Certaines sociétés émiraties, non productrices d’armement bien évidemment, se sont surtout spécialisées dans la sous-traitance et la vente à l’armée algérienne de matériel militaire occidental, relativement sophistiqué, mais d’occasion. Ce matériel vise à améliorer la qualité de l’armement russe qu’Alger achète en grandes quantités à travers un système opaque de contrats et autres commissions qui engloutissent annuellement plus de 10 milliards de dollars du budget algérien. C’est donc cet important partenaire de la nomenklatura militaire algérienne qui vient d’assener un coup dur au Polisario, à travers l’ouverture d’un consulat émirati à Laâyoune.

Il est vrai que des désaccords importants ont commencé ces derniers mois à assombrir les relations algéro-émiraties, sur le dossier libyen en particulier. Alors que le nouveau régime algérien a voulu faire de l’imbroglio libyen son cheval de bataille pour ériger l’Algérie «en puissance régionale incontournable», cette dernière est finalement devenue un sous-traitant de la Turquie dans ce dossier. Les indiscrétions faites par la boîte noire de l’ancien chef d’état-major algérien, Gaïd Salah, l’adjudant-chef Gharmit Benouira, pressé comme un citron par le MIT (services secrets turcs), sont derrière cette mise au pas d’Alger par Ankara.

Jeudi 29 octobre, le représentant du Polisario en Europe, un agent relevant en fait de l’ambassade d’Algérie à Bruxelles, n’a eu d’autre réaction que de reconnaître, comme le rapporte l’agence de presse officielle algérienne, APS, que le Maroc a réussi à ouvrir plusieurs consulats, ajoutant, en bon ignorant du droit diplomatique, que sur le plan multilatéral aucune organisation internationale n’a ouvert un consulat au Sahara. Or, les organisations internationales n’ont nulle part dans le monde des consulats.

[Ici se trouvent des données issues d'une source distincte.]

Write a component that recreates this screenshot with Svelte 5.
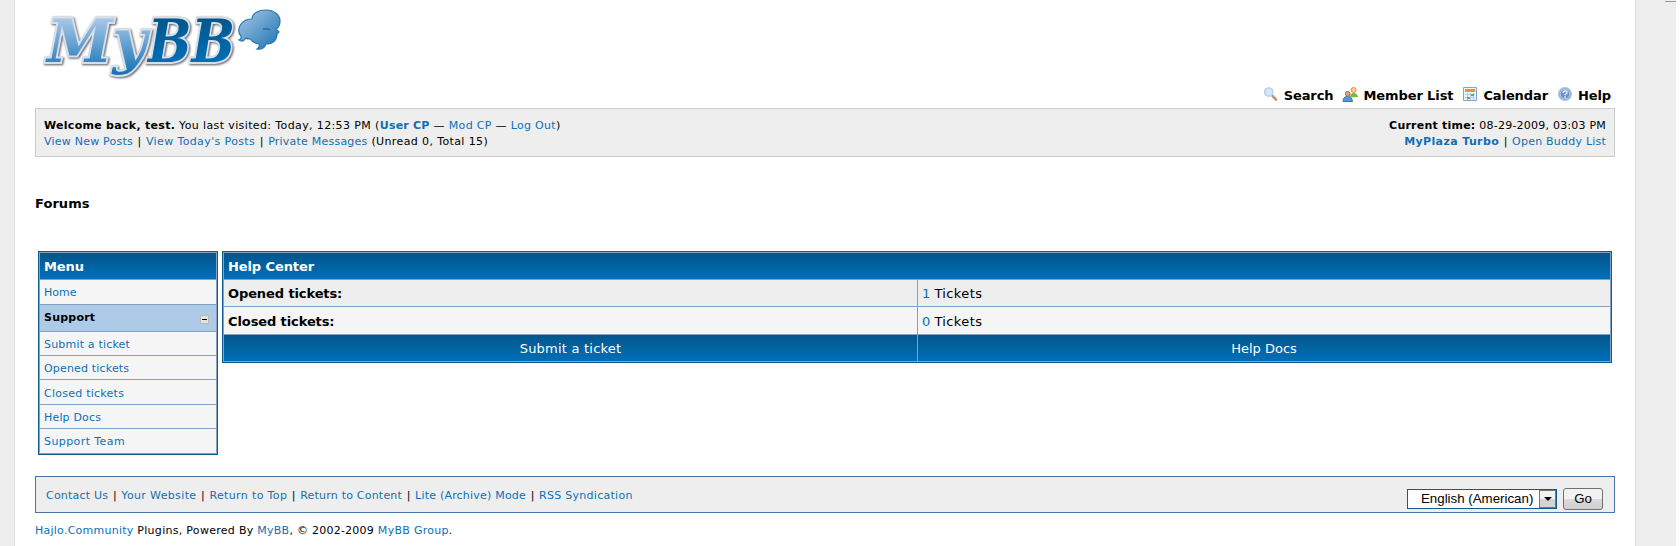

Selon lui, «devant son échec cuisant au niveau multilatéral où aucun acquis n’a été réalisé, le Maroc s’est rabattu sur le niveau bilatéral, loin des organisations internationales, en appâtant quelques petits Etats pour l’ouverture de consulats». Seize Etats, dont un membre influent de la Ligue arabe, et quinze membres de l’Union africaine sont ainsi traités de «petits Etats» par le tandem Algérie-Polisario, pour avoir souverainement ouvert des consulats au Maroc, droit que leur a reconnu le Conseil de sécurité en avril dernier. Une fuite en avant qui en dit long sur le désarroi dans lequel se trouvent l’Algérie et sa milice polisarienne.

Au-delà des intérêts des Emirats en Algérie, l’ouverture du consulat de Laâyoune prouve que le régime émirati est un allié structurel du Maroc. Il peut y avoir des nuages qui assombrissent de temps à autre le ciel de Rabat et d’Abu Dhabi, la relation entre les deux pays repose sur un socle inébranlable. L’ouverture du consulat des Emirats est également importante, parce qu’il s’agit du premier pays non africain qui entérine une présence diplomatique au Sahara atlantique. D’autres pays suivront. Alger et sa milice n’y pourront rien.